Dvortsevoy last appeared at Cannes in 2008, where his fiction debut Tulpan competed in the Un Certain Regard strand. Ayka is his first movie in 10 years and the wait has been worth it. An extraordinarily nuanced character study, which drip feeds Ayka’s motivations for acting so seemingly cruel, Samal Yeslyamova delivers an unforgettable lead performance as the beleaguered protagonist.

Set in Moscow during a fierce blizzard, Ayka is desperate for work and longing for escape. That she ignores her constantly ringing phone is our first clue as to what’s going on. As a migrant worker from Kazakhstan, she must dodge authorities and usual channels to gain employment, Dvortsevoy making the accurate point about how our western economies are propped up by migrant workforces and how they are readily exploited, live in disgusting, cramped conditions and pay exorbitant rents for poorly maintained rooms with other people all in the same situation.

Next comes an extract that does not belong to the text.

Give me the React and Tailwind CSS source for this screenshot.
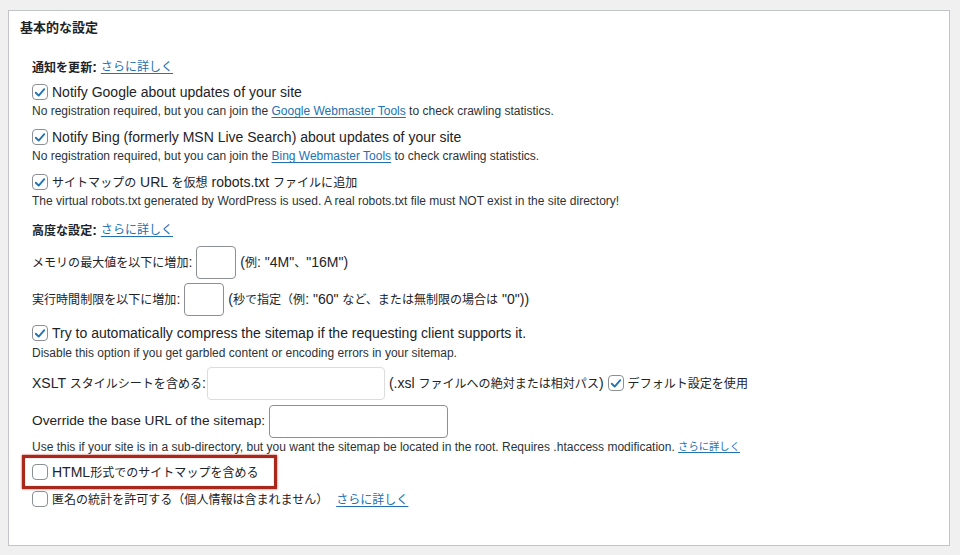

The director also keeps the camera very close to Ayka, shooting predominantly in medium shots and making striking use of deep-focus, the character and the audience rarely getting any breathing space, and this aesthetic approach produces so much menace and oppression from snow-covered pavements and tall buildings, it’s as if the whole world is going to topple down onto the poor girl. One scene, where Ayka sits down to a hot cup of tea, is the sole moment of comfort and respite she gets throughout the film’s 100 minutes.

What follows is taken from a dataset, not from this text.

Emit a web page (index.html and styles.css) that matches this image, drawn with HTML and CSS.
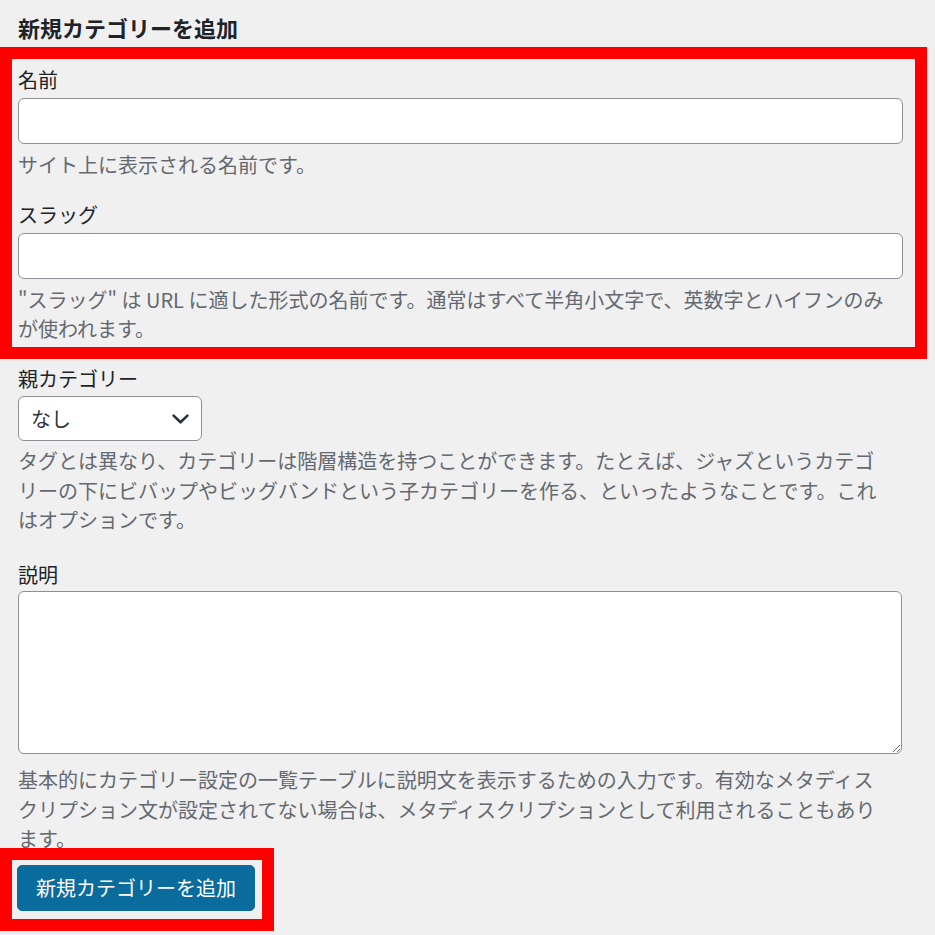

Ayka exists in the tradition of social-realist dramas, but moves to arthouse rhythms. It isn’t slow at all, Dvortsevoy just wants the viewer to be kept in the dark about his character’s backstory (and why she left her baby alone in hospital) for as long as possible. For this tactic actively invites judgement against her and transgresses the belief women are natural mothers. Once we start to understand Ayka’s life and reasons for behaving how she does, the film gains tragic dimensions and its humanist voice grows into a desperate cry.

The 71st Cannes Film Festival takes place from 8-19 May.